In 1844 he was appointed Professor of Moral Philosophy at New College, Edinburgh, training ministers for the Free Church of Scotland. In 1850 he replaced Professor John Wilson as Professor of Moral Philosophy at the University of Edinburgh. He then moved to a large townhouse at 38 Great King Street in Edinburgh's New Town. His appointment was made by the town council. For various reasons he did not actively take the Chair until 1853.

He was the first Convenor of the Free Church's "Widows and Orphans Fund".

In 1860 he was elected a Fellow of the Royal Society of Edinburgh his proposer being James Young Simpson.

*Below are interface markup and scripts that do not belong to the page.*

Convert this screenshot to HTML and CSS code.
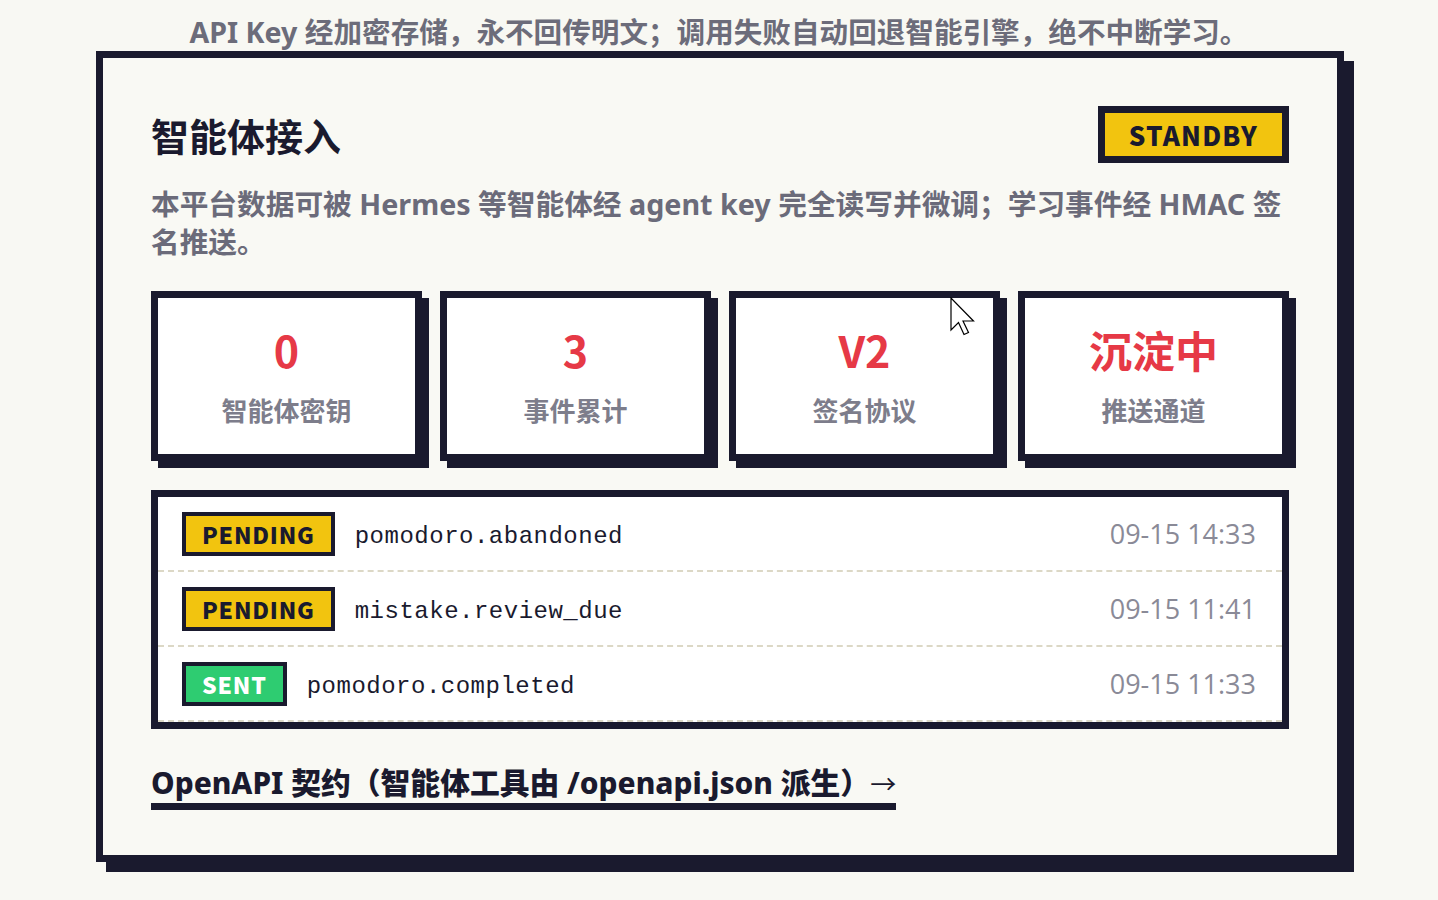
FILE: index.html
```html
<!DOCTYPE html>
<html lang="zh-CN">
<head>
<meta charset="utf-8">
<title>智能体接入</title>
<link rel="stylesheet" href="styles.css">
</head>
<body>
<p class="note">API Key 经加密存储，永不回传明文；调用失败自动回退智能引擎，绝不中断学习。</p>
<section class="panel">
  <header class="panel-head">
    <h2 class="panel-title">智能体接入</h2>
    <span class="state-badge">STANDBY</span>
  </header>
  <p class="panel-desc">本平台数据可被 Hermes 等智能体经 agent key 完全读写并微调；学习事件经 HMAC 签名推送。</p>
  <div class="stats">
    <div class="stat"><div class="stat-value">0</div><div class="stat-label">智能体密钥</div></div>
    <div class="stat"><div class="stat-value">3</div><div class="stat-label">事件累计</div></div>
    <div class="stat"><div class="stat-value">V2</div><div class="stat-label">签名协议</div></div>
    <div class="stat"><div class="stat-value">沉淀中</div><div class="stat-label">推送通道</div></div>
  </div>
  <ul class="events">
    <li class="event"><span class="tag tag-pending">PENDING</span><span class="event-name">pomodoro.abandoned</span><span class="event-time">09-15 14:33</span></li>
    <li class="event"><span class="tag tag-pending">PENDING</span><span class="event-name">mistake.review_due</span><span class="event-time">09-15 11:41</span></li>
    <li class="event"><span class="tag tag-sent">SENT</span><span class="event-name">pomodoro.completed</span><span class="event-time">09-15 11:33</span></li>
  </ul>
  <a class="api-link" href="#">OpenAPI 契约（智能体工具由 /openapi.json 派生）<span class="arrow">→</span></a>
</section>
<svg class="cursor" width="26" height="40" viewBox="0 0 26 40" aria-hidden="true">
  <path d="M1 1 L1 33 L8.5 25.5 L14 37.5 L18.5 35.5 L13 24 L23.5 24 Z" fill="#fff" stroke="#000" stroke-width="1.2" stroke-linejoin="miter"/>
</svg>
</body>
</html>
```
FILE: styles.css
```css
* { box-sizing: border-box; }

html, body {
  margin: 0;
  padding: 0;
  background: #f8f8f3;
}

body {
  font-family: "Noto Sans", "Noto Sans CJK SC", sans-serif;
  color: #1a1a2e;
  position: relative;
  min-height: 900px;
}

.note {
  margin: 0;
  padding-top: 13px;
  line-height: 38px;
  text-align: center;
  font-size: 28.6px;
  font-weight: 700;
  color: #6c6c7a;
}

.panel {
  width: 1248px;
  margin: 0 0 0 96px;
  border: 7px solid #1a1a2e;
  box-shadow: 10px 10px 0 #1a1a2e;
  background: #f9f9f4;
  padding: 48px 48px 45px;
}

.panel-head {
  display: flex;
  justify-content: space-between;
  align-items: center;
}

.panel-title {
  margin: 0;
  font-size: 38px;
  line-height: 50px;
  font-weight: 700;
  font-family: "Noto Sans CJK SC", sans-serif;
  color: #1a1a2e;
}

.state-badge {
  display: inline-block;
  border: 7px solid #1a1a2e;
  background: #f2c40f;
  height: 57px;
  line-height: 43px;
  padding: 0 24px;
  font-family: "Noto Sans CJK SC", sans-serif;
  font-weight: 900;
  font-size: 26px;
  letter-spacing: 1.2px;
  color: #1a1a2e;
}

.panel-desc {
  margin: 22px 0 0;
  font-size: 28.7px;
  line-height: 38px;
  font-weight: 700;
  color: #6b6b7a;
}

.stats {
  margin-top: 30px;
  display: grid;
  grid-template-columns: repeat(4, 1fr);
  gap: 18px;
}

.stat {
  background: #fff;
  border: 7px solid #1a1a2e;
  box-shadow: 7px 7px 0 #1a1a2e;
  height: 170px;
  display: flex;
  flex-direction: column;
  align-items: center;
  justify-content: flex-start;
  gap: 19px;
  padding-top: 26px;
}

.stat-value {
  font-family: "Noto Sans CJK SC", sans-serif;
  font-size: 43px;
  line-height: 50px;
  font-weight: 700;
  color: #e63946;
}

.stat-label {
  font-family: "Noto Sans CJK SC", sans-serif;
  font-size: 26px;
  line-height: 34px;
  font-weight: 700;
  color: #7d7d8b;
}

.events {
  list-style: none;
  margin: 29px 0 0;
  padding: 0;
  background: #fff;
  border: 7px solid #1a1a2e;
}

.event {
  display: flex;
  align-items: center;
  height: 75px;
  padding: 0 26px 0 24px;
  border-bottom: 2px dashed #dcd8c6;
}

.tag {
  display: inline-block;
  height: 44px;
  line-height: 36px;
  border: 4px solid #1a1a2e;
  padding: 0 16px;
  font-family: "Noto Sans CJK SC", sans-serif;
  font-weight: 900;
  font-size: 23px;
  letter-spacing: 0.8px;
}

.tag-pending {
  background: #f2c40f;
  color: #1a1a2e;
}

.tag-sent {
  background: #2ecc71;
  color: #fff;
}

.event-name {
  margin-left: 20px;
  margin-top: 6px;
  font-family: "Liberation Mono", monospace;
  font-size: 24px;
  letter-spacing: 0.5px;
  color: #1a1a2e;
}

.event-time {
  margin-left: auto;
  font-family: "Open Sans", "Noto Sans", sans-serif;
  font-size: 27px;
  color: #8a8a97;
}

.api-link {
  display: inline-block;
  margin-top: 35px;
  font-family: "Noto Sans", "Noto Sans CJK SC", sans-serif;
  font-size: 29.8px;
  line-height: 38px;
  font-weight: 800;
  color: #1a1a2e;
  text-decoration: none;
  border-bottom: 7px solid #1a1a2e;
}

.arrow {
  font-weight: 400;
  font-size: 26px;
}

.cursor {
  position: absolute;
  left: 950px;
  top: 297px;
}
```
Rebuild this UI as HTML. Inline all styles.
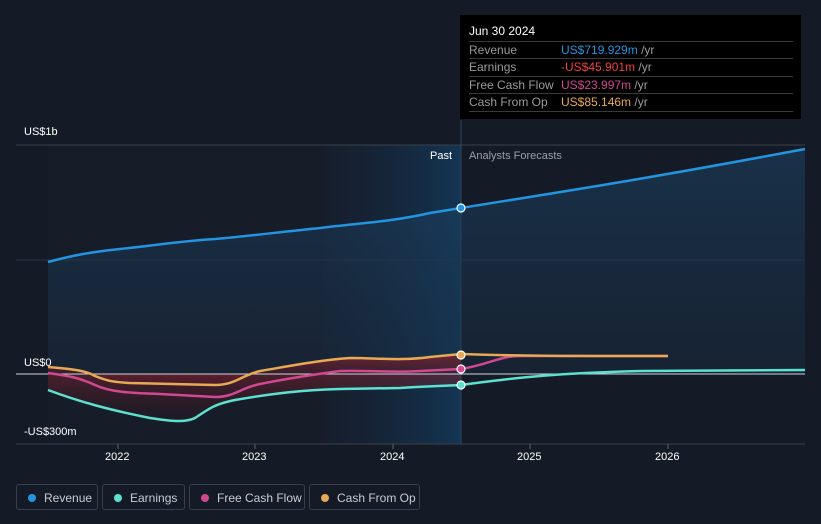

He died at his home 9 Buckingham Terrace on 30 December 1867 and is buried in Dean Cemetery. The obelisk marking the grave lies in a group of similar monuments on the main south path, opposite the smaller south sections.

==Family==

In 1847 he married a widow, Helen Mary Thompson (1808-1878), daughter of Rev William Aird Thomson and the widow of Walter Glass of St Andrews, at St Cuthbert's Church, Edinburgh.